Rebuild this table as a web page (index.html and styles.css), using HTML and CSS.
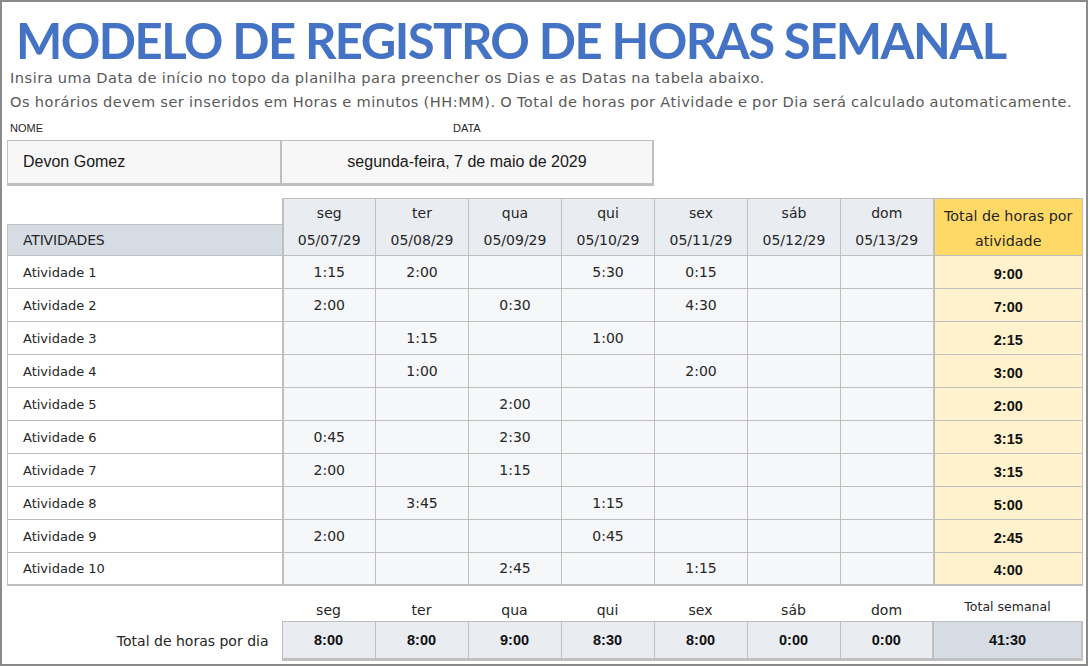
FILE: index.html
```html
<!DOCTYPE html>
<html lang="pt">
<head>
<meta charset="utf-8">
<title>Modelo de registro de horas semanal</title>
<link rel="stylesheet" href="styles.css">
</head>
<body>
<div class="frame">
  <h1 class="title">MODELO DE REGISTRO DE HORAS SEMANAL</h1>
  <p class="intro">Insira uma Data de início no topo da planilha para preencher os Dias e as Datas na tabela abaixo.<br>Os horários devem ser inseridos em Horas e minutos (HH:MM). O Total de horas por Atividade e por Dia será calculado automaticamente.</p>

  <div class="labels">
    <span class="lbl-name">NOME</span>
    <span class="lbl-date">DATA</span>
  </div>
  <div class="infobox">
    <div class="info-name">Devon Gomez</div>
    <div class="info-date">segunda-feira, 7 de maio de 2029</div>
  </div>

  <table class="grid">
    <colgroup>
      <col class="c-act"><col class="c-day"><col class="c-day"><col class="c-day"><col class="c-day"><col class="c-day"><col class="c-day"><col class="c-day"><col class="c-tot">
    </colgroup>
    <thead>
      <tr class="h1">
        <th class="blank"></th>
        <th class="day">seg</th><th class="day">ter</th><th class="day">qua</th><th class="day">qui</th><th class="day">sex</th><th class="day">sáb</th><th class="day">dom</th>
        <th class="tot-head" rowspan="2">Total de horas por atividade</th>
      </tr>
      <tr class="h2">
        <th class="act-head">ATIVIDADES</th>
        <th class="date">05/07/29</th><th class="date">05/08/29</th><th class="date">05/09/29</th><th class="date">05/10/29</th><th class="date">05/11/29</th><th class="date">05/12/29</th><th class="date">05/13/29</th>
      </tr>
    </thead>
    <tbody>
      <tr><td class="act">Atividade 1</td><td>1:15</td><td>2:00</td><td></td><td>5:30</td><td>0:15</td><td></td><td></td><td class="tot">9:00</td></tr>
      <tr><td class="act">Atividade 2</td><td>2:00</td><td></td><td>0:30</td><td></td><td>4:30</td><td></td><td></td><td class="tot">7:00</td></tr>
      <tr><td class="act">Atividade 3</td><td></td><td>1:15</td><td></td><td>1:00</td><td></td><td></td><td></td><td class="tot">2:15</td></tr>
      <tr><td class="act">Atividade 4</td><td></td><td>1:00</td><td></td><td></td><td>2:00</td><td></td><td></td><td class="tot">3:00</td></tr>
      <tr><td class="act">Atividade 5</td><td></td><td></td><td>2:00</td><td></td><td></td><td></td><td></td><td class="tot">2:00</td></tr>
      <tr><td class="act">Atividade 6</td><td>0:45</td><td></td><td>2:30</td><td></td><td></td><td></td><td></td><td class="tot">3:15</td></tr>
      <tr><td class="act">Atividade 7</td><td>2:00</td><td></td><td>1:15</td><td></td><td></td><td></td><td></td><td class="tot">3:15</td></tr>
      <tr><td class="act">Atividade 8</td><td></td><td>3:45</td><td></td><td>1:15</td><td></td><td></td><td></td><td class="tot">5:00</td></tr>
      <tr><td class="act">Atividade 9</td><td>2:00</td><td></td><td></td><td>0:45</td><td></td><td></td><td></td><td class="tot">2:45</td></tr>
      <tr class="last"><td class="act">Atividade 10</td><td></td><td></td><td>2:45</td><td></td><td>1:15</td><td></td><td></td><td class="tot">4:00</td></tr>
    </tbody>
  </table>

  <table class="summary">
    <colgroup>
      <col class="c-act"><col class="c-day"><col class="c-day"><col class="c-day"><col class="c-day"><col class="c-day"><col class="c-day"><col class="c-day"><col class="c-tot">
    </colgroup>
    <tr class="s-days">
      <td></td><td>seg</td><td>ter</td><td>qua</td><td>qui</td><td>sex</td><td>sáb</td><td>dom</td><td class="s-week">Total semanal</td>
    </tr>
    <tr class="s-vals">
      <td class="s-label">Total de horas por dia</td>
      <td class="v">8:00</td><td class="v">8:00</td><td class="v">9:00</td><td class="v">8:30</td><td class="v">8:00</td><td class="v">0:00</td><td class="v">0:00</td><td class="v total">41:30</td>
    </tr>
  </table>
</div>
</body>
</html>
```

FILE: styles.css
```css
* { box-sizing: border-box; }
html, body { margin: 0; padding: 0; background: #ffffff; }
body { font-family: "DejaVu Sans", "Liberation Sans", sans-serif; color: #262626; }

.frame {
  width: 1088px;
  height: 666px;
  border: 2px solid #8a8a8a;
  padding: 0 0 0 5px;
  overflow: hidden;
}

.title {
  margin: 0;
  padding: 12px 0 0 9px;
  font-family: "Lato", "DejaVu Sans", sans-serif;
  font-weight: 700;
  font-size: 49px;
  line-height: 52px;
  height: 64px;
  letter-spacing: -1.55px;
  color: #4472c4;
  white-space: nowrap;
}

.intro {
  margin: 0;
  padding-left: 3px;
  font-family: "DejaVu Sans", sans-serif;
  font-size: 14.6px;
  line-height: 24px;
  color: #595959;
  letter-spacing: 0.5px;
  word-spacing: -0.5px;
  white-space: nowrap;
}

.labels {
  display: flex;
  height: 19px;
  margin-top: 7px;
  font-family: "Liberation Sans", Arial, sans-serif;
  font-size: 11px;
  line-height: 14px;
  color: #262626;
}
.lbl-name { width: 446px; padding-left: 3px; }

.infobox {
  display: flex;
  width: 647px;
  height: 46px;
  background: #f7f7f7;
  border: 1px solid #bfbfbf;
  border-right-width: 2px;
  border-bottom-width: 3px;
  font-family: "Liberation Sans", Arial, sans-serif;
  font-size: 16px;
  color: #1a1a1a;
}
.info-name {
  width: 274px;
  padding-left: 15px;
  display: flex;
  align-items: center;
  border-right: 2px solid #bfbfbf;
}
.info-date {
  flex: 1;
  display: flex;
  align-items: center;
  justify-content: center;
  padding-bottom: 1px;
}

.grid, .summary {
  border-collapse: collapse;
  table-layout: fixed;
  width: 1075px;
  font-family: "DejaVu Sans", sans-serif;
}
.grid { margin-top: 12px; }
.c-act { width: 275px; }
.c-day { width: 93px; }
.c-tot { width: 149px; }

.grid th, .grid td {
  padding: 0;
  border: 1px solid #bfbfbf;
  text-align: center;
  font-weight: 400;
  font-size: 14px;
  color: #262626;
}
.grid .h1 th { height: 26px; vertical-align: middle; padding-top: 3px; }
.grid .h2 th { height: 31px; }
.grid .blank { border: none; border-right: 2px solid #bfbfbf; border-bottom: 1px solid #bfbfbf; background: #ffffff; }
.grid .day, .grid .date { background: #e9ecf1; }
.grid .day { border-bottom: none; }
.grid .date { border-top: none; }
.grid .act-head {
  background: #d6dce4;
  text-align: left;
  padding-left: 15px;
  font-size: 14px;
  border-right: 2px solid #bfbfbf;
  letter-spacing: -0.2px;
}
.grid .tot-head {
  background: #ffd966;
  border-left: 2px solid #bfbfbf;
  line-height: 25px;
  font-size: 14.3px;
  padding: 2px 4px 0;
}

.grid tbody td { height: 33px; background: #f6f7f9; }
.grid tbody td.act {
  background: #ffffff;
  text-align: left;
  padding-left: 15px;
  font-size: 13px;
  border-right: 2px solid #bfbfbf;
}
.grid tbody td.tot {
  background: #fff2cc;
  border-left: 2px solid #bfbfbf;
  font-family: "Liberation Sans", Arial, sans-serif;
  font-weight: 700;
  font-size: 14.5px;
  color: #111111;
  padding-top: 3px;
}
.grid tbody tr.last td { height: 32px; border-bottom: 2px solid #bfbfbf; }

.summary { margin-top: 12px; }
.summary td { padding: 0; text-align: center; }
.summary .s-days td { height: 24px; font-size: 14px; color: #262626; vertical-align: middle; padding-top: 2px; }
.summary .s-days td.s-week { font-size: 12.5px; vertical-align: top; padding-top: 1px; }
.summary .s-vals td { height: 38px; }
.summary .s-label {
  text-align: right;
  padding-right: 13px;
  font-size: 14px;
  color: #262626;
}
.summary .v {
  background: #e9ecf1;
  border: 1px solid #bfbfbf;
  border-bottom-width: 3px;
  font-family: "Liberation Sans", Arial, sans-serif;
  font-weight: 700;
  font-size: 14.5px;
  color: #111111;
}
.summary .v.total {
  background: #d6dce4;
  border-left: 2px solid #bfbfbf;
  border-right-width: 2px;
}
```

_Prompt_
Within the listing above, copy each line that has the string "table".

_Solution for this exercise_
Rebuild this table as a web page (index.html and styles.css), using HTML and CSS.
  <table class="grid">
  </table>
  <table class="summary">
  </table>
  table-layout: fixed;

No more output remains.